Coping with uncertainty
There are multiple sources of uncertainty when it comes to predicting the remaining charging time due of several unknowns. At what level does the BMS start to reduce the power? How is this power reduction taking place?
To answer these questions one needs to know how the BMS responds to different levels of power in relation to the SoC. This differs per BMS type and also depends on the factors like the battery-cell temperature. Also, the reduction of power might not be a linear process as you can see in figure 1. This figure shows the power values during charging for different levels of SoC. Each color represents a different charging session.
Figure 1: Charging power is reduced at increasing SoC levels
It can be stepwise (see green and orange lines) and there may even be a temporary increase in power (notice the bump in the red line).

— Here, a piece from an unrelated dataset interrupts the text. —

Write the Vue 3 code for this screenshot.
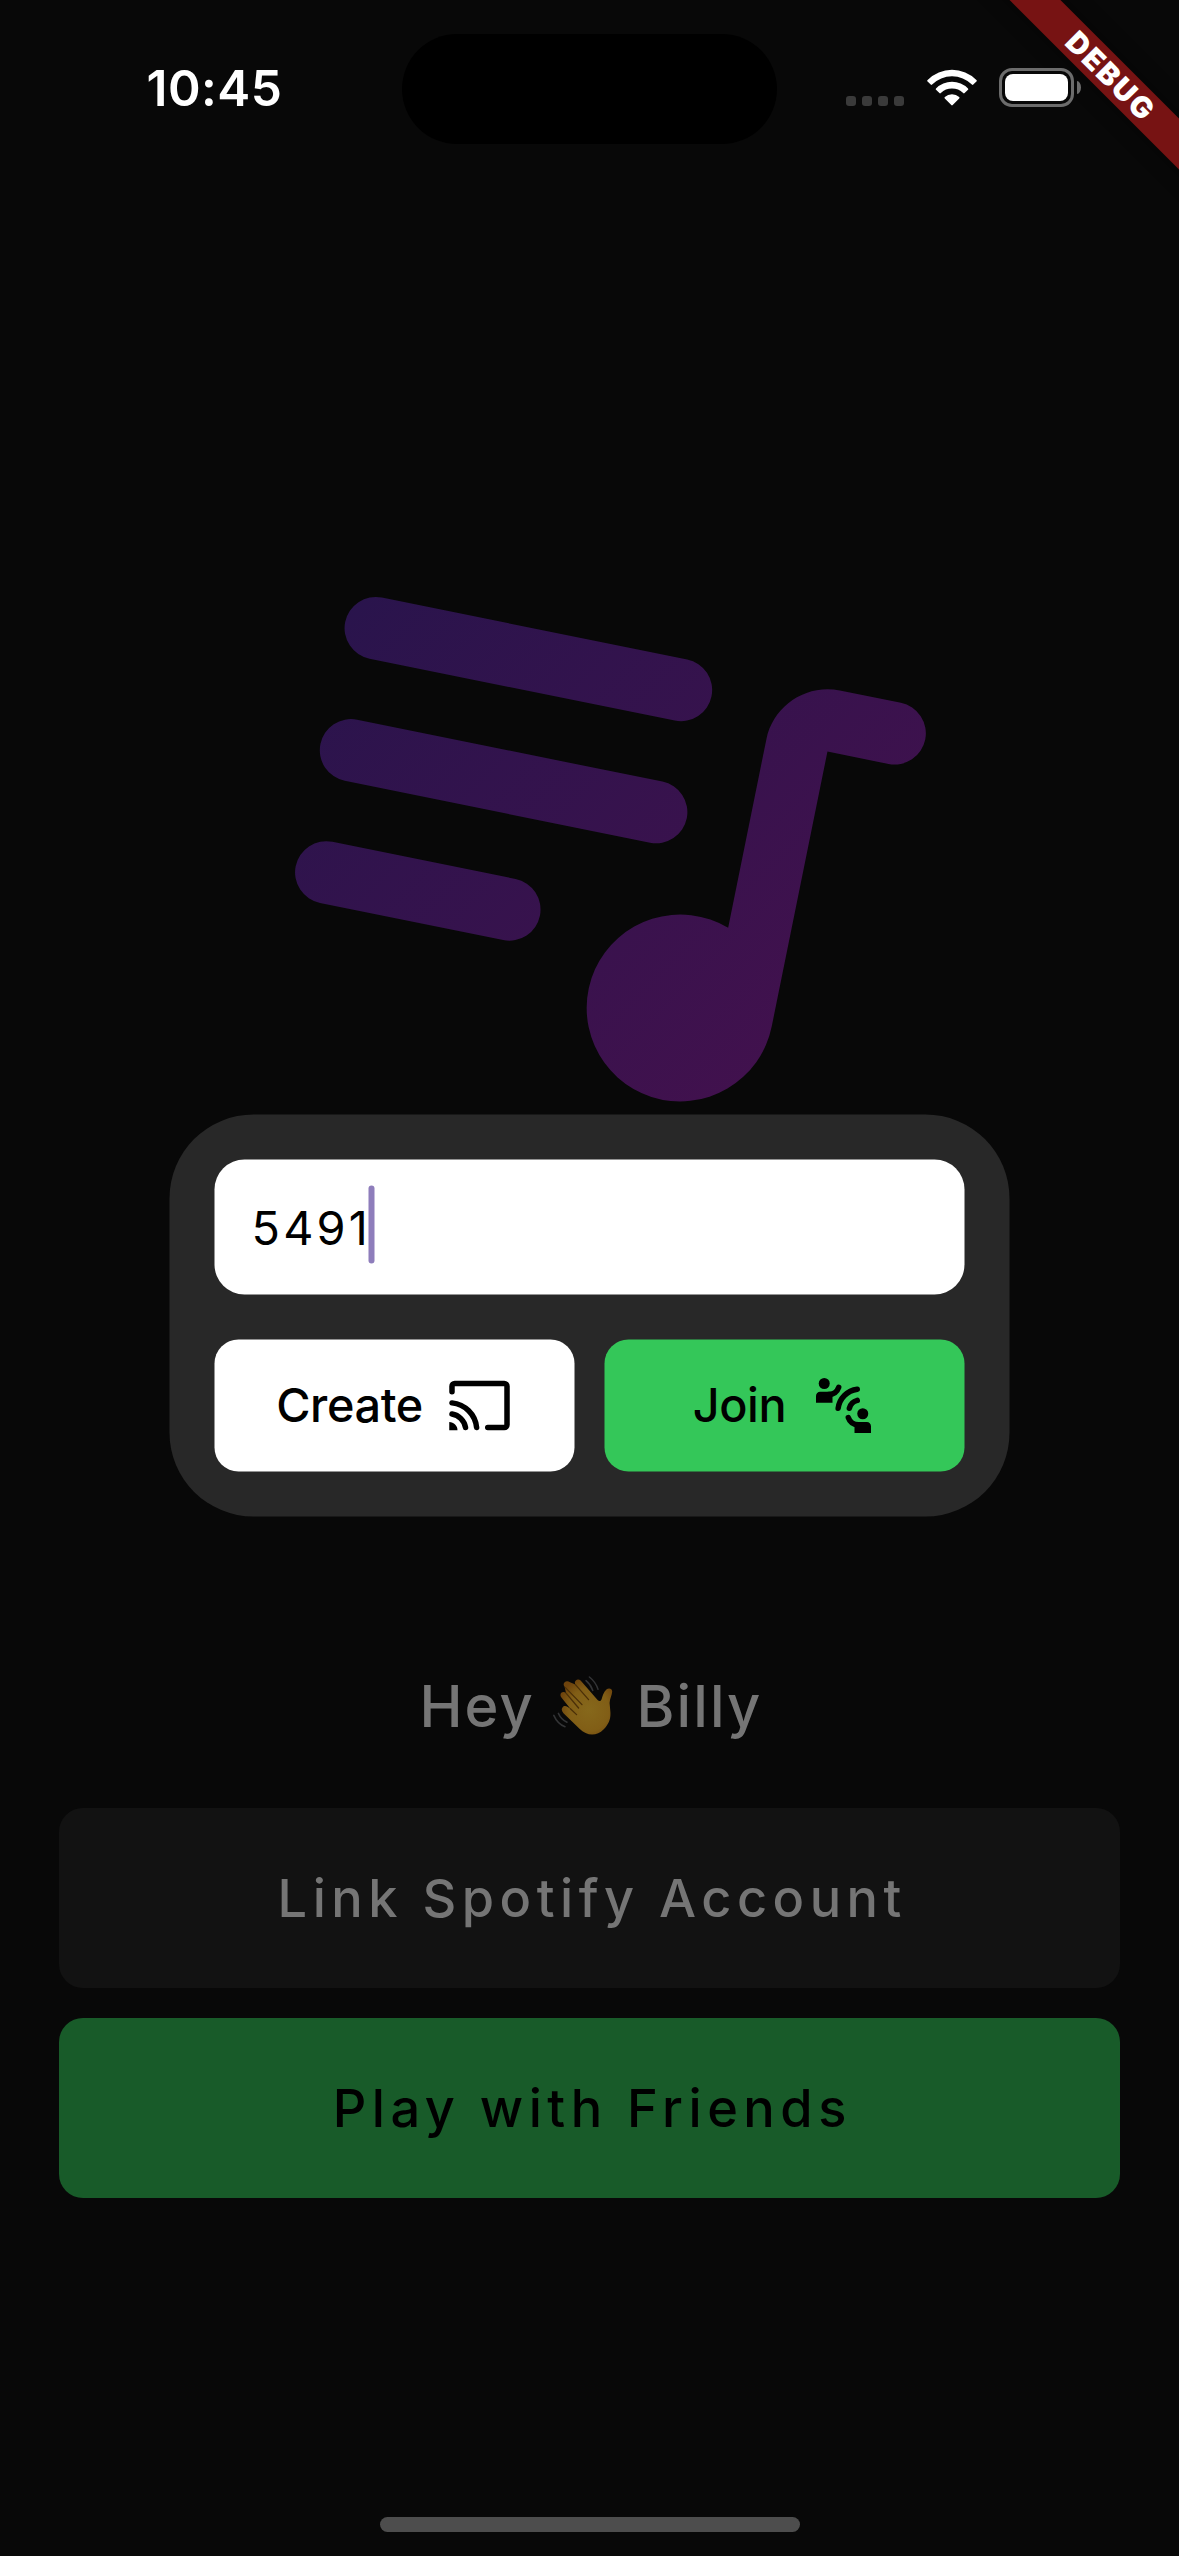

In figure 2 the charge power curves are shown for another vehicle model, where each color represents a charging session. Note the constant power curve at the 60 kW level for the transaction represented by a blue line. There is no need for the BMS to reduce the power until the SoC reached almost 100%.
Figure 2: Charging power versus soc for another vehicle model
Machine learning to the rescue
If we knew exactly how each BMS works, what the settings are, and what algorithms it uses one could easily calculate the remaining charging time. However, the BMS is a black box to us, only the manufacturer knows the exact details for their own vehicles.
So we need another way to predict the charging time and we opted to use machine learning.
This allows us to learn the behavior of the BMS by using historical data of charging sessions. The SoC at the start and the end of the charging session, the charging power, and the vehicle type are used as input and paired with the time the charging session took.
We decided to use a Gaussian Process as the machine learning model. This is a statistical model that is not only capable of describing the non-linear relationship between inputs and outputs, but also returns the accuracy of the result.
For 100 charging sessions, the actual duration of the session is depicted as a blue dot. The open circle is the predicted duration and the vertical bar shows how confident the model is of the solution (bar = 1 standard deviation = 68%).
At ViriCiti we have a few dozen vehicle types that connect to the chargers we help monitor. As each vehicle type requires a different machine learning model, we need to automate the collection of data and training of the models. This automation is done with the help of Airflow. Airflow is a scheduler that automates the steps in the machine learning flow. These steps are depicted in the diagram.
This pipeline is run automatically on a regular basis to update the models with the latest data. This ensures the best predictions for the remaining charging time. The charging time models can be accessed by the ViriCiti Charging Stations dashboard. Passing the start soc and the charging power to the model results in a prediction of the remaining charging time. This result can be found in the column “TIME TILL 100%”, see the following screenshot:
Now you have the ability to optimize your operations knowing the remaining charging time. With one quick look at our dashboard, you can see an easy-to-read overview of all your charging buses and the remaining time to charge until 100% SOC.
To our knowledge, ViriCiti is the only company able to offer this OEM-agnostic feature.